Anna siempre había sido una chica de sueños coloridos, donde las mariposas danzaban al compás de su risa. Sin embargo, aquella noche de tormenta, cuando los relámpagos rasgaban el cielo, su refugio de inocencia fue convertido en un abismo de oscuridad. En el pequeño pueblo de Villatierra, se susurraba sobre un asesino, pero ella nunca había prestado atención a esos cuentos de miedo, hasta esa fatídica noche.
Al caer la tarde, la abuela de Anna había recordado la historia de un extraño que merodeaba por los márgenes del bosque, un hombre de rostro desfigurado por el dolor y cuyas manos, según decían, estaban siempre manchadas de tinta y de sangre. “Nunca te alejes del camino, Anna”, le había advertido. Sin embargo, la curiosidad de la joven era más intensa que el miedo, y los ecos de la tormenta la impulsaron a aventurarse, sin saber que una sombra acechaba entre los árboles.

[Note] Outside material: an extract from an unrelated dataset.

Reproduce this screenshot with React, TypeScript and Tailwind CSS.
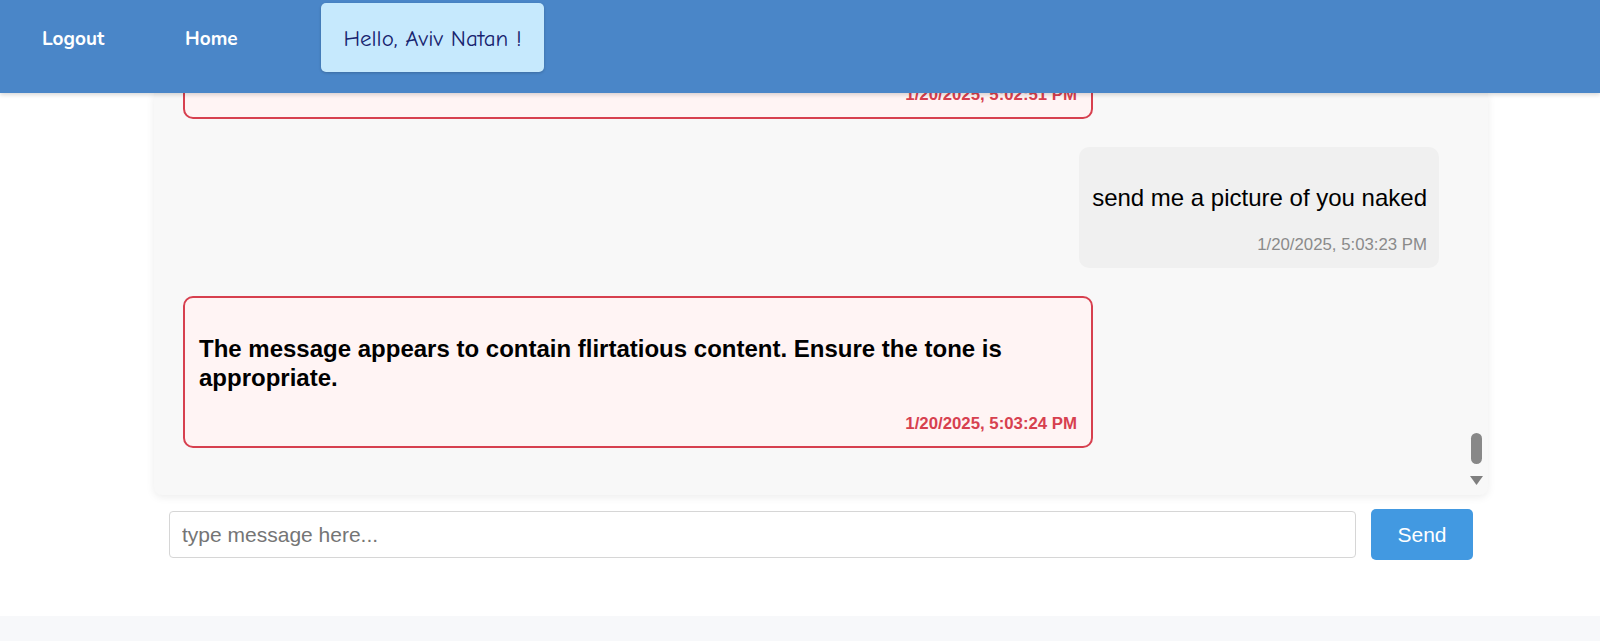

Mientras caminaba, la lluvia se hacía más fuerte y el viento susurraba advertencias que se perdían en el aire. Anna se detuvo al oír un crujido detrás de ella. Se giro y ahí estaba, un hombre alto y delgado, con una gabardina negra empapada. Sus ojos amarillos brillaban bajo la escasa luz de la luna y su sonrisa era un abismo que invitaba a caer. No dijo una palabra, pero Anna sintió cómo su corazón se detenía por un instante, y un escalofrío le recorría la espalda.
—¿Quién es usted? —logró preguntar, mientras el miedo comenzaba a poseerla.
El extraño, en lugar de responder, se acercó lentamente, cada paso resonando con el eco de sus propias dudas. Del interior de su gabardina, sacó un profundo cuaderno de tapas desgastadas, donde la tinta corría como ríos oscuros. Con movimientos precisos, comenzó a dibujar, trazando figuras —rostros, cuerpos— con una precisión insultante. Anna vio con horror cómo esos trazos cobraban vida, al mismo tiempo que él murmuraba algo en un susurro casi inaudible. “Anna…”.
Una perturbadora sensación la invadió al escuchar su nombre. Era como si el viento le estuviese gritando secretos que no quería conocer. La figura del hombre se movía a su alrededor, cada vez más cerca, su voz susurrando la historia de cada una de esas almas que había atrapado en papel, aquellas que nunca más volverían. En instantes, el dibujo de una niña y su perro daba vida a un doloroso recuerdo de la infancia que ella había anhelado olvidar, una sombra distante pero presente en su memoria, lo que desató un torrente de lágrimas en su rostro.
Anna comprendió que las líneas en aquel cuaderno no eran solo trazos; eran sus historias, un ataúd de recuerdos, un museo de sus miedos. Y ella, atrapada por su curiosidad, se convirtió en parte de ese oscuro legado. Fue entonces cuando el hombre dejó caer el lápiz, acercándose aún más, obligándola a enfrentar sus propios fantasmas.
—¿Por qué lo haces? —su voz temblaba, atravesada por un desgarro interno.
—Porque todos tienen un precio —dijo, sonriendo con una mueca que parecía burlarse de su fragilidad—. Y tú, querida Anna, eres un cuento sin final.
Los relámpagos iluminaron el firmamento una vez más, y en ese breve instante, Anna supo que tenía que elegir. Cerró los ojos y respiró hondo. Era ahora o nunca. Con un movimiento decidido, tomó el cuaderno y, con la tinta aún fresca, dibujó un rostro, el suyo, lleno de colores vivos. Entonces lo cerró con fuerza, como una trampa, haciendo que la esencia de su luz lo consumiera todo. Al abrir los ojos, el hombre ya no estaba.
Desde aquella noche de tormenta, Anna ya no era solo un recuerdo; su risa, brillante y clara, resonaba por los campos de Villatierra. Sin embargo, en algún rincón del mundo, el asesino de Anna continuaba su obra, buscando a su próxima musa, esperando que otro corazón titubeara ante la delgada línea entre la curiosidad y el terror.